Yes, but always paired with context. "INT8 quantization gives 2–4× speedup with under 1% accuracy drop on ImageNet-style classification" is far stronger than "quantization makes it faster". Interviewers at Meta, Google, and Anthropic look for candidates who reason in numbers — order-of-magnitude is enough, you do not need to memorize exact benchmarks. If unsure, give a range and say "in my last project" or "from the TensorRT release notes".

When is CPU inference actually a good answer?
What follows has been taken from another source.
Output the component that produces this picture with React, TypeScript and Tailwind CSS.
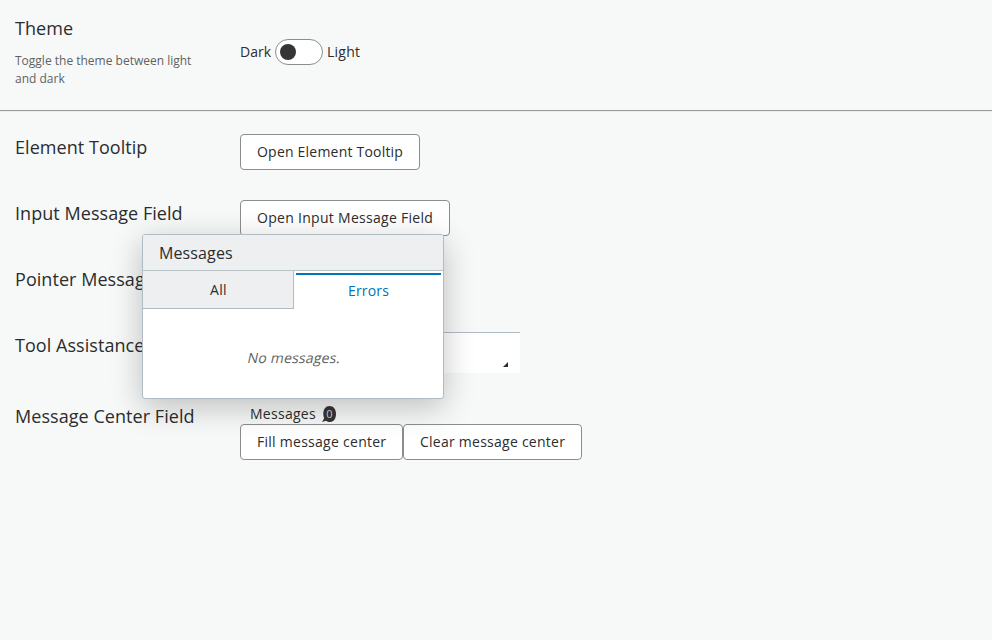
import type { ReactNode } from "react";

function Row({ title, description, children }: { title: string; description?: string; children?: ReactNode }) {
  return (
    <section className="flex p-[15px]">
      <div className="w-[225px] shrink-0 pr-[30px]">
        <h2 className="text-lg leading-[27px] tracking-[0.05px] whitespace-nowrap">{title}</h2>
        {description && <p className="mt-2.5 text-xs leading-[18px] text-[#606262]">{description}</p>}
      </div>
      {children}
    </section>
  );
}

function Button({ className, children }: { className: string; children: ReactNode }) {
  return (
    <button
      className={`flex h-9 justify-start rounded border border-[#8b8d8e] bg-white pt-1.5 pl-4 text-sm leading-[21px] whitespace-nowrap ${className}`}
    >
      {children}
    </button>
  );
}

function MessagesPopup() {
  return (
    <div className="absolute top-[234px] left-[142px] h-[165px] w-[302px] rounded-[3px] border border-[#b1bbc2] bg-white shadow-[0_8px_32px_rgba(0,0,0,0.24)]">
      <div className="h-9 rounded-t-[2px] border-b border-[#b9c3c8] bg-[#eeeff1] pl-4 text-base leading-9 tracking-[0.12px]">
        Messages
      </div>
      <div className="flex h-[38px] text-sm">
        <button className="w-[151px] border-r border-b border-[#b1bbc2] bg-[#eeeff1] pl-px tracking-[0.3px]">All</button>
        <div className="flex-1 px-0.5 pt-0.5">
          <div className="h-0.5 bg-[#0073ba]" />
          <button className="flex h-[34px] w-full justify-center pt-[5px] leading-[21px] tracking-[0.15px] text-[#0073ba]">
            Errors
          </button>
        </div>
      </div>
      <p className="mt-[38px] pl-0.5 text-center text-sm leading-[21px] text-[#606262]">
        <span className="inline-block -skew-x-12 tracking-[0.2px]">No messages.</span>
      </p>
    </div>
  );
}

export default function App() {
  return (
    <main className="relative h-[640px] overflow-hidden bg-[#f7f9f8] font-['Open_Sans',sans-serif] text-[#2b2d2e]">
      <Row title="Theme" description="Toggle the theme between light and dark">
        <div className="flex h-[73px] items-center gap-1 text-sm">
          <span>Dark</span>
          <span className="flex h-[26px] w-12 items-center rounded-full border border-[#8b8d8e] bg-white px-1">
            <span className="size-4 rounded-full bg-[#353535]" />
          </span>
          <span className="tracking-[0.25px]">Light</span>
        </div>
      </Row>
      <hr className="my-[7px] h-0.5 border-t border-b border-t-[#9a9c9c] border-b-[#eeeeee]" />
      <Row title="Element Tooltip">
        <Button className="w-[180px] tracking-[0.21px]">Open Element Tooltip</Button>
      </Row>
      <Row title="Input Message Field">
        <Button className="w-[210px] tracking-[0.29px]">Open Input Message Field</Button>
      </Row>
      <Row title="Pointer Message">
        <Button className="w-[180px] tracking-[0.2px]">Open Pointer Message</Button>
      </Row>
      <Row title="Tool Assistance">
        <div className="flex h-[41px] w-[280px] items-end justify-end border-t border-[#b1bbc2] bg-white pr-3 pb-1.5">
          <svg className="size-[5px]" viewBox="0 0 5 5" fill="#2b2d2e">
            <path d="M5 0V5H0Z" />
          </svg>
        </div>
      </Row>
      <Row title="Message Center Field">
        <div>
          <div className="flex h-[21px] items-center pl-2.5 text-sm">
            <span className="w-[66px] tracking-[0.27px]">Messages</span>
            <span className="relative ml-[5px] flex h-4 w-[15px] items-center justify-center">
              <svg className="absolute inset-0 size-full" viewBox="0 0 15 16" fill="#353535">
                <path d="M8.5 0C12.5 0 15 3 15 8S12.5 16 9 16C7.5 16 6 15.6 5 14.8L1 16L3.2 12.2C2.6 11 2.3 9.5 2.3 8C2.3 3 4.8 0 8.5 0Z" />
              </svg>
              <span className="relative left-px text-[11px] leading-4 text-[#d5d7d6]">0</span>
            </span>
          </div>
          <div className="flex">
            <Button className="w-[163px] tracking-[0.27px]">Fill message center</Button>
            <Button className="w-[179px] tracking-[0.25px]">Clear message center</Button>
          </div>
        </div>
      </Row>
      <MessagesPopup />
    </main>
  );
}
When your model is small (sub-100M parameters), traffic is low or spiky, and you care about cost or avoiding GPU cold-start penalties. Modern CPUs with AVX-512 and ONNX Runtime can serve BERT-base at 30–50 ms per request — fine for many internal tools. CPU is also right for edge deployment where no GPU exists. The wrong place to pick CPU is high-RPS production transformer serving.

How do I decide between dynamic batching and continuous batching?

Dynamic batching is for fixed-shape models — image classification, text classification, embeddings — where every request takes roughly the same compute. Continuous batching is for variable-length autoregressive generation, primarily LLMs. For a ranker or image model: "dynamic batching with Triton". For Llama or Mistral: "continuous batching with vLLM or TGI". Mixing them up is a tell that you have read about LLM serving but not run it.

Does distillation always help over just using a smaller pre-trained model?

Not always. If a strong small model exists off the shelf — DistilBERT, TinyLlama, MobileNet — and your task is close to its pre-training distribution, just use it. Distillation pays off when your task has labelled data the small model has not seen and when the accuracy gap between teacher and off-the-shelf small model is large. A practical heuristic: try the off-the-shelf small model first, measure the gap, and only invest in distillation if the gap exceeds 3–5 percentage points on your target metric.

What is the single biggest mistake candidates make here?

Jumping to a technique before profiling. Strong candidates spend two or three minutes decomposing latency into stages and asking about the SLA, traffic pattern, model size, and deployment target. Only then do they propose a lever. Weak candidates lead with "I would quantize and batch" without establishing whether the bottleneck is in the forward pass. The signal is systems thinking, not memorized technique names.